Between today and Wednesday, my genealogy column, Roots to the Past, is available in the following Atlantic Canada newspapers:

Saturday: The Citizen (Amherst)

Saturday: Times & Transcript (Moncton)

Wednesday: The Lunenburg County Progress Bulletin (Lunenburg County)

Title: Place Names May Hold Clue About Our Ancestors

Snippet: On my travels around Nova Scotia and New Brunswick this summer, I read many road signs. The names I’ve seen a million times—Amherst, Lunenburg, Moncton, Fredericton—didn’t stand out. I have been hearing these names for almost fifty years. They have become as common as the names of the people in my family. Because they are so familiar, I didn’t wonder where they came from.

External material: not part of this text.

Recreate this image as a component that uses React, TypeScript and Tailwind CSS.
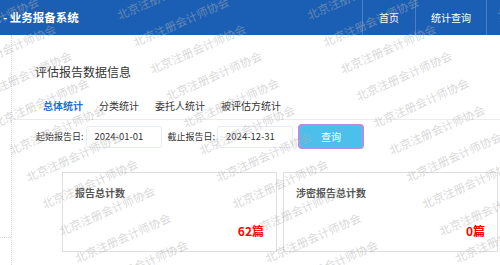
import React from 'react';

const FONT = '"Noto Sans CJK SC", "Noto Sans", sans-serif';

// watermark lattice: each row shifts right a bit, columns 190px apart
const marks: { x: number; y: number }[] = [];
for (let r = -2; r < 12; r++) {
  for (let k = -3; k < 4; k++) {
    const x = 181 + 16.5 * r + 190 * k;
    const y = 22 + 27 * r;
    if (x > -80 && x < 580 && y > -30 && y < 300) marks.push({ x, y });
  }
}

function Header() {
  return (
    <header className="h-[35px] bg-[#1b5fb4] flex items-stretch justify-between text-white">
      <div className="flex items-center pl-[3px] text-[11.5px] font-bold">- 业务报备系统</div>
      <nav className="flex items-stretch text-[10px]">
        <a className="flex items-center px-[16px] border-l border-white/20">首页</a>
        <a className="flex items-center px-[15px] border-l border-white/20">统计查询</a>
        <div className="w-[14px] border-l border-white/20" />
      </nav>
    </header>
  );
}

function DateField({ label, value }: { label: string; value: string }) {
  return (
    <div className="flex items-center gap-[2px]">
      <span className="text-[9px] text-[#333]">{label}:</span>
      <div className="w-[76px] h-[22px] border border-[#e6ebf5] rounded-[3px] flex items-center pl-[8px] text-[9.5px] text-[#333]">
        {value}
      </div>
    </div>
  );
}

function StatCard({ title, value }: { title: string; value: string }) {
  return (
    <div className="w-[215px] h-[80px] border border-[#dedede] flex flex-col justify-between px-[12px] pt-[13px] pb-[12px]">
      <div className="text-[10px] leading-[14px] font-bold text-[#555]">{title}</div>
      <div className="text-right text-[12px] leading-[16px] font-bold text-[#f00]">{value}</div>
    </div>
  );
}

export default function App() {
  const tabs = ['总体统计', '分类统计', '委托人统计', '被评估方统计'];
  return (
    <div className="relative min-h-screen bg-white overflow-hidden" style={{ fontFamily: FONT }}>
      <Header />
      <div className="flex">
        <aside className="w-[12px] shrink-0 border-r border-dotted border-[#d6d6d6] min-h-[230px]">
          <div className="h-[203px] border-b border-dotted border-[#d6d6d6]" />
        </aside>
        <main className="flex-1 min-w-0">
          <h2 className="mt-[29px] pl-[23px] text-[12px] leading-[16px] text-[#333]">评估报告数据信息</h2>
          <div className="mt-[19px] pl-[23px] pb-[6px] border-b border-[#ebebeb] flex text-[10px] leading-[14px]">
            {tabs.map((t, i) => (
              <span key={t} className={i === 0 ? 'px-[8px] font-bold text-[#1f6fd1]' : 'px-[8px] text-[#333]'}>
                {t}
              </span>
            ))}
          </div>
          <div className="mt-[4px] pl-[24px] flex items-center gap-[6px] h-[25px]">
            <DateField label="起始报告日" value="2024-01-01" />
            <DateField label="截止报告日" value="2024-12-31" />
            <button className="ml-[-1px] w-[66px] h-[25px] rounded-[4px] border-2 border-[#b38de6] bg-[#4cbfeb] text-white text-[10px]">
              查询
            </button>
          </div>
          <div className="mt-[23px] ml-[50px] flex gap-[6px]">
            <StatCard title="报告总计数" value="62篇" />
            <StatCard title="涉密报告总计数" value="0篇" />
          </div>
        </main>
      </div>
      <div className="pointer-events-none absolute inset-0">
        {marks.map((m, i) => (
          <span
            key={i}
            className="absolute whitespace-nowrap text-[11.5px] text-[rgba(175,175,175,0.5)] -translate-x-1/2 -translate-y-1/2 rotate-[-24deg]"
            style={{ left: m.x, top: m.y }}
          >
            北京注册会计师协会
          </span>
        ))}
      </div>
    </div>
  );
}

But when I read a sign post with a name I had never heard before, I often thought about its origins. Who were the people who settled there? Where did they come from? Were they associated with a particular group, such as the Loyalists or the New England Planters? Were the places with ‘union’ in the name (Union Settlement) settled by people from the United States, or was there something strictly Canadian about its origin?

If we look closer at place names, we often find an important piece of history behind them, one that connects to the original settlers and reveals information we may be able to use in our family tree.

The place may bear the name of a resident who played a vital role in the development of the area. Or maybe it was the first settler or the settler whose family name lived there the longest. When I think of surnames that became place names, I think of Nauglers Settlement, Anderson Settlement and Whynotts Settlement.